Is it really strange that Geoffrey Blainey should be forgetful?  Actually, forgetful is the wrong word, because one can’t forget something one hasn’t bothered to learn. He had not mentioned Geoffrey Syme in his foreword to the earlier book, 125 Years of Age, so why would one expect to find his name in an article entitled “The cabbage patch that grew.”

It is difficult to judge Blainey’s precise area of historical expertise. It seems to be quite wide, since he has written 32 books, including “A short history of the World”. His article in Reflections is entitled “The cabbage patch that grew. 1854-2004. A history by Geoffrey Blainey”. It is 46 pages long, but the cabbage patch is Melbourne, so perhaps it is not surprising that he has not yet discovered the names of key figures in the earlier history of The Age. He makes a careless mistake on page 21 when he says that the Speight case was the first libel case against The Age. It would have been quite easy for him to send one of his researchers to check earlier volumes in the Victorian Law Reports in the State Library of Victoria.

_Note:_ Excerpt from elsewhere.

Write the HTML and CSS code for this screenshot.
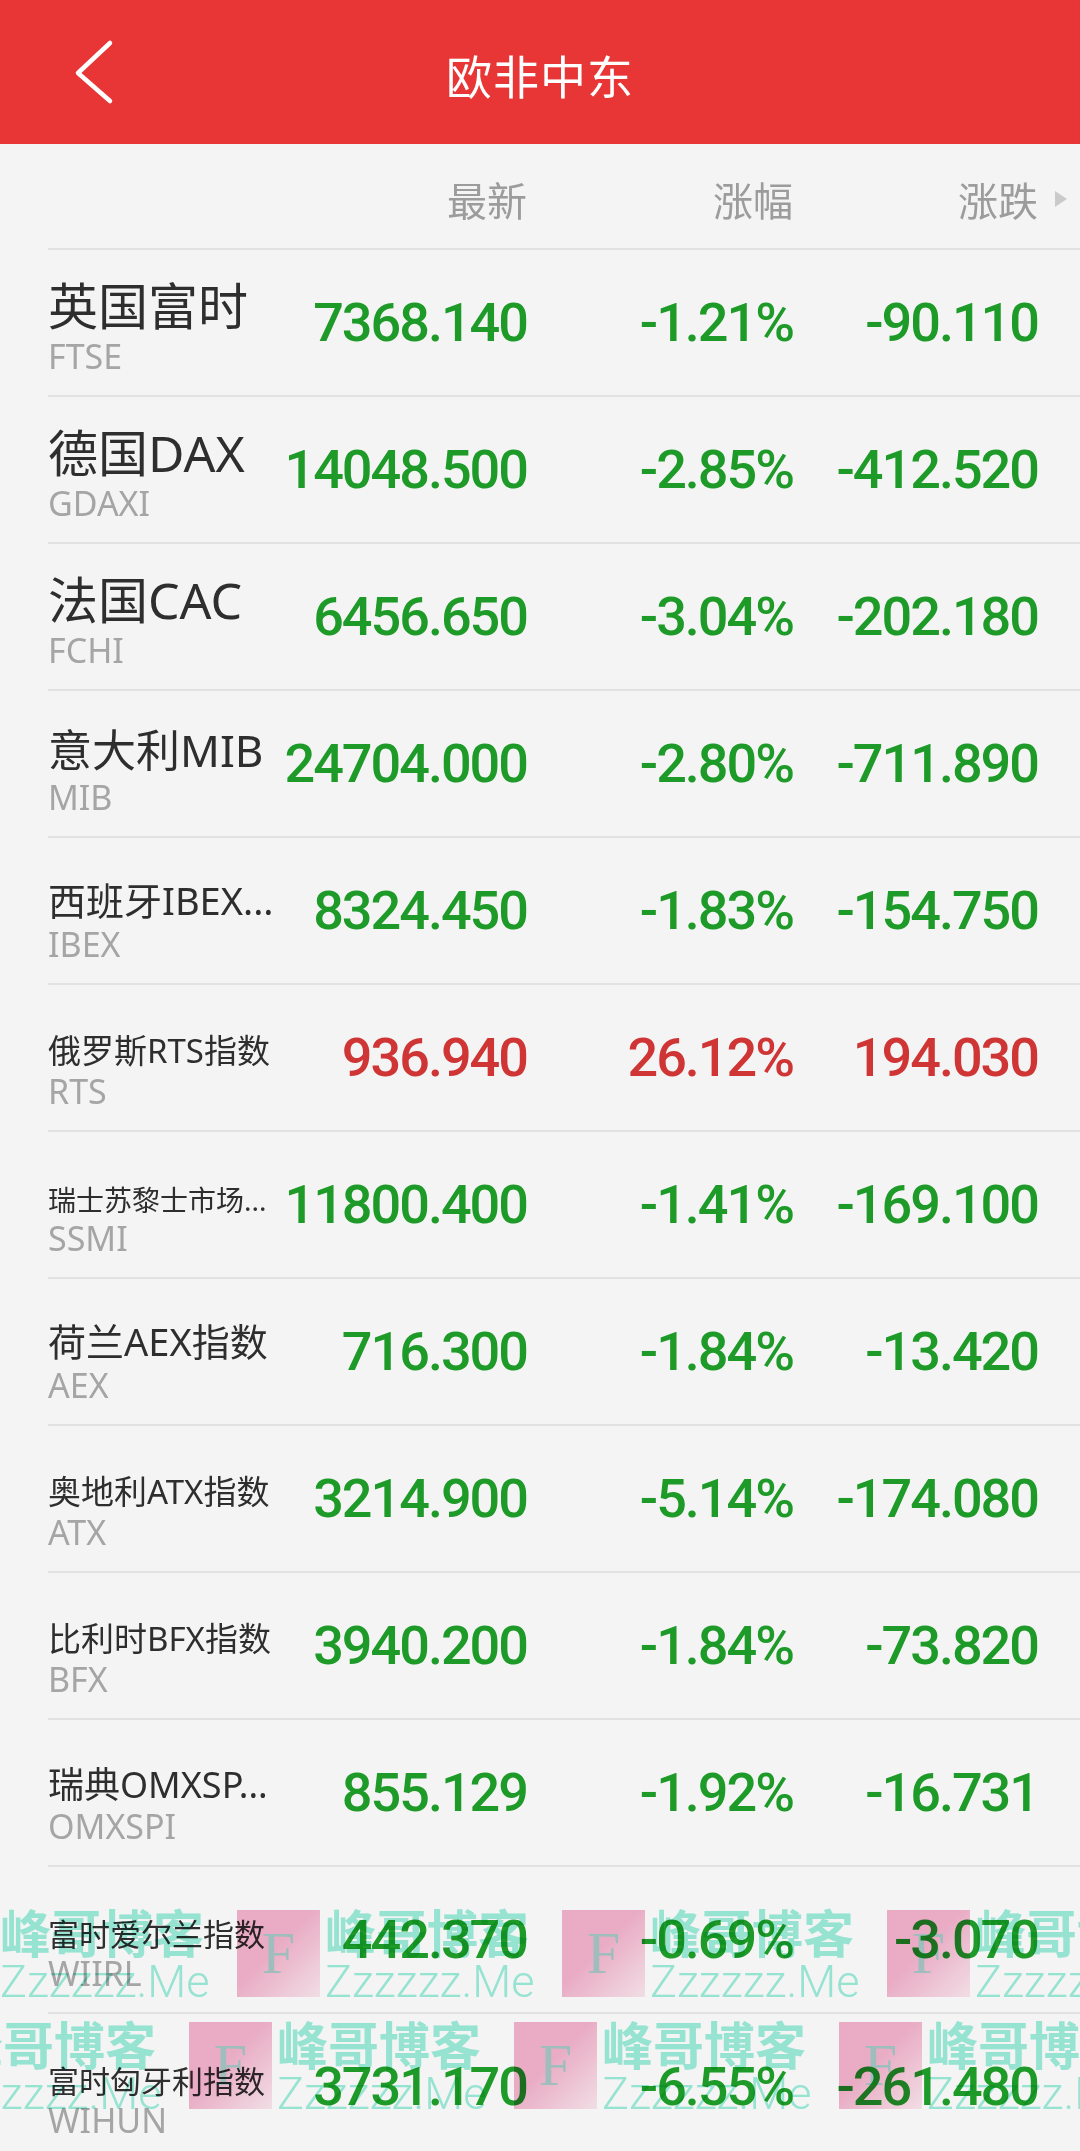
FILE: index.html
```html
<!DOCTYPE html>
<html>
	<head>
		<meta charset="utf-8">
		<title>欧非中东</title>
		<link rel="stylesheet" href="styles.css">
	</head>
	<body>
		<div class="page">
			<!-- 顶部标题栏 -->
			<div class="topbar">
				<a class="back" href="javascript:;">
					<svg width="40" height="66" viewBox="0 0 40 66"><polyline points="36,4 4,34 36,62" fill="none" stroke="#fff" stroke-width="4.5" stroke-linecap="round" stroke-linejoin="round"/></svg>
				</a>
				<h1 class="title">欧非中东</h1>
				<span></span>
			</div>

			<!-- 指数列表 -->
			<div class="list">
				<div class="row head">
					<span></span>
					<span class="th">最新</span>
					<span class="th">涨幅</span>
					<span class="th more">涨跌</span>
				</div>
				<div class="row">
					<div class="info"><div class="name xl">英国富时</div><div class="code">FTSE</div></div>
					<span class="num down">7368.140</span><span class="num down">-1.21%</span><span class="num down">-90.110</span>
				</div>
				<div class="row">
					<div class="info"><div class="name xl">德国DAX</div><div class="code">GDAXI</div></div>
					<span class="num down">14048.500</span><span class="num down">-2.85%</span><span class="num down">-412.520</span>
				</div>
				<div class="row">
					<div class="info"><div class="name xl">法国CAC</div><div class="code">FCHI</div></div>
					<span class="num down">6456.650</span><span class="num down">-3.04%</span><span class="num down">-202.180</span>
				</div>
				<div class="row">
					<div class="info"><div class="name lg">意大利MIB</div><div class="code">MIB</div></div>
					<span class="num down">24704.000</span><span class="num down">-2.80%</span><span class="num down">-711.890</span>
				</div>
				<div class="row">
					<div class="info"><div class="name md">西班牙IBEX...</div><div class="code">IBEX</div></div>
					<span class="num down">8324.450</span><span class="num down">-1.83%</span><span class="num down">-154.750</span>
				</div>
				<div class="row">
					<div class="info"><div class="name xs">俄罗斯RTS指数</div><div class="code">RTS</div></div>
					<span class="num up">936.940</span><span class="num up">26.12%</span><span class="num up">194.030</span>
				</div>
				<div class="row">
					<div class="info"><div class="name tiny">瑞士苏黎士市场...</div><div class="code">SSMI</div></div>
					<span class="num down">11800.400</span><span class="num down">-1.41%</span><span class="num down">-169.100</span>
				</div>
				<div class="row">
					<div class="info"><div class="name md">荷兰AEX指数</div><div class="code">AEX</div></div>
					<span class="num down">716.300</span><span class="num down">-1.84%</span><span class="num down">-13.420</span>
				</div>
				<div class="row">
					<div class="info"><div class="name xs">奥地利ATX指数</div><div class="code">ATX</div></div>
					<span class="num down">3214.900</span><span class="num down">-5.14%</span><span class="num down">-174.080</span>
				</div>
				<div class="row">
					<div class="info"><div class="name xs">比利时BFX指数</div><div class="code">BFX</div></div>
					<span class="num down">3940.200</span><span class="num down">-1.84%</span><span class="num down">-73.820</span>
				</div>
				<div class="row">
					<div class="info"><div class="name sm">瑞典OMXSP...</div><div class="code">OMXSPI</div></div>
					<span class="num down">855.129</span><span class="num down">-1.92%</span><span class="num down">-16.731</span>
				</div>
				<div class="row">
					<div class="info"><div class="name xxs">富时爱尔兰指数</div><div class="code">WIIRL</div></div>
					<span class="num down">442.370</span><span class="num down">-0.69%</span><span class="num down">-3.070</span>
				</div>
				<div class="row">
					<div class="info"><div class="name xxs">富时匈牙利指数</div><div class="code">WIHUN</div></div>
					<span class="num down">3731.170</span><span class="num down">-6.55%</span><span class="num down">-261.480</span>
				</div>
			</div>

			<!-- 水印 -->
			<div class="mark">
				<div class="mark-row">
					<div class="wm-text"><div class="wm-cn">峰哥博客</div><div class="wm-en">Zzzzzz.Me</div></div>
					<div class="wm-box">F</div>
					<div class="wm-text"><div class="wm-cn">峰哥博客</div><div class="wm-en">Zzzzzz.Me</div></div>
					<div class="wm-box">F</div>
					<div class="wm-text"><div class="wm-cn">峰哥博客</div><div class="wm-en">Zzzzzz.Me</div></div>
					<div class="wm-box">F</div>
					<div class="wm-text"><div class="wm-cn">峰哥博客</div><div class="wm-en">Zzzzzz.Me</div></div>
				</div>
				<div class="mark-row shift">
					<div class="wm-text"><div class="wm-cn">峰哥博客</div><div class="wm-en">Zzzzzz.Me</div></div>
					<div class="wm-box">F</div>
					<div class="wm-text"><div class="wm-cn">峰哥博客</div><div class="wm-en">Zzzzzz.Me</div></div>
					<div class="wm-box">F</div>
					<div class="wm-text"><div class="wm-cn">峰哥博客</div><div class="wm-en">Zzzzzz.Me</div></div>
					<div class="wm-box">F</div>
					<div class="wm-text"><div class="wm-cn">峰哥博客</div><div class="wm-en">Zzzzzz.Me</div></div>
				</div>
			</div>
		</div>
	</body>
</html>
```
FILE: styles.css
```css
*{
	padding: 0px;
	margin: 0px;
	box-sizing: border-box;
}
body{
	background-color: #f4f4f4;
	font-family: "Noto Sans", "Noto Sans CJK SC", sans-serif;
	overflow: hidden;
}
.page{
	width: 1080px;
	position: relative;
}

/* 标题栏 */
.topbar{
	height: 144px;
	background-color: #e83535;
	display: grid;
	grid-template-columns: 1fr auto 1fr;
	align-items: center;
}
.back{
	display: flex;
	padding-left: 74px;
}
.title{
	color: #fff;
	font-family: "Noto Sans CJK SC", sans-serif;
	font-size: 46px;
	font-weight: normal;
	letter-spacing: 1px;
	padding-top: 4px;
}

/* 列表 */
.row{
	display: grid;
	grid-template-columns: 226px 253px 266px 245px;
	margin-left: 48px;
	padding-right: 42px;
	height: 147px;
	border-bottom: 2px solid #e2e2e2;
	align-items: center;
}
.row.head{
	height: 106px;
	padding-top: 6px;
}
.th{
	text-align: right;
	font-family: "Noto Sans CJK SC", sans-serif;
	font-size: 40px;
	line-height: 1;
	color: #9c9c9c;
	position: relative;
}
.th.more::after{
	content: "";
	position: absolute;
	right: -29px;
	top: 50%;
	margin-top: -8px;
	border-left: 12px solid #cacaca;
	border-top: 8px solid transparent;
	border-bottom: 8px solid transparent;
}
.info{
	align-self: start;
	padding-top: 26px;
	white-space: nowrap;
}
.name{
	height: 60px;
	display: flex;
	align-items: flex-end;
	line-height: 1.2;
	color: #2e2e2e;
}
/* 名称字号随长度缩小 */
.name.xl{ font-size: 50px; }
.name.lg{ font-size: 44px; }
.name.md{ font-size: 38px; }
.name.sm{ font-size: 36px; }
.name.xs{ font-size: 33px; }
.name.xxs{ font-size: 31px; }
.name.tiny{ font-size: 28px; }
.code{
	font-size: 34px;
	line-height: 40px;
	color: #a5a5a5;
}
.num{
	text-align: right;
	font-family: Roboto, "Liberation Sans", sans-serif;
	font-weight: 500;
	font-size: 54px;
	letter-spacing: -2px;
	line-height: 1;
}
.down{
	color: #1e9a28;
}
.up{
	color: #cf3535;
}

/* 水印 */
.mark{
	position: absolute;
	left: 0px;
	top: 1906px;
	width: 1080px;
	height: 245px;
	overflow: hidden;
	pointer-events: none;
	mix-blend-mode: multiply;
}
.mark-row{
	display: flex;
	height: 112px;
	white-space: nowrap;
}
.mark-row.shift{
	margin-left: -48px;
}
.wm-text{
	flex: none;
	width: 207px;
	margin-right: 30px;
	color: #9eeedb;
}
.wm-cn{
	font-family: "Noto Sans CJK SC", sans-serif;
	font-weight: bold;
	font-size: 51px;
	line-height: 1;
}
.wm-en{
	font-family: Roboto, sans-serif;
	font-weight: 300;
	font-size: 45px;
	line-height: 1;
	margin-top: 2px;
}
.wm-box{
	flex: none;
	width: 83px;
	height: 87px;
	margin-top: 4px;
	margin-right: 5px;
	background: linear-gradient(135deg, #f4b4cd 45%, #fce8ef 100%);
	display: flex;
	align-items: center;
	justify-content: center;
	font-family: "Liberation Serif", serif;
	font-size: 60px;
	color: #a6c6c6;
}
```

He chooses a few examples of events and people from the period when Geoffrey Syme was Managing Editor. They seem rather a random selection from different issues of The Age.  He mentions the First World War, There is a photograph of a page from The Age with a list of the casualties at the Dardanelles, and he singles out individuals such as a Mrs Hastie and two Privates, William Poynton and John Martin. He talks about “Viola” who edited the women’s’ page, the “Spare Corner”, in The Leader. But he fails to explain that The Leader was actually a rather serious paper, intended for the rural community of Victoria, which gave a great deal of useful information about sales and crops and husbandry and agricultural shows. No one would guess this from his comments on Viola. He does mention the Depression and the beginning of the Second World War, though we learn little about The Age and nothing about the appalling difficulties of running a paper when many of the younger staff had left to join the forces, when newsprint was rationed, and the paper itself was so limited in size that it could not print all the advertisements that provided its income. It is regrettable that these books, 125 years of Age, and the second book, Reflections, which commemorates 150 years of The Age’s history, will probably end up being regarded as reliable sources for that history. An unquestioning reader sometimes believes that if something has been printed it must be correct. Less trusting readers know that omissions can lead to mistakes or misunderstandings, and in these two books the omissions seem to have been deliberate.  One does not expect to find deliberate distortion of facts - mistakes that are repeated and perpetuated - in books that are supposed to be reasonably well researched. So does one blame the researchers, the writers or the publisher of these books? Or does one blame historians who fail to look for primary sources for their subject?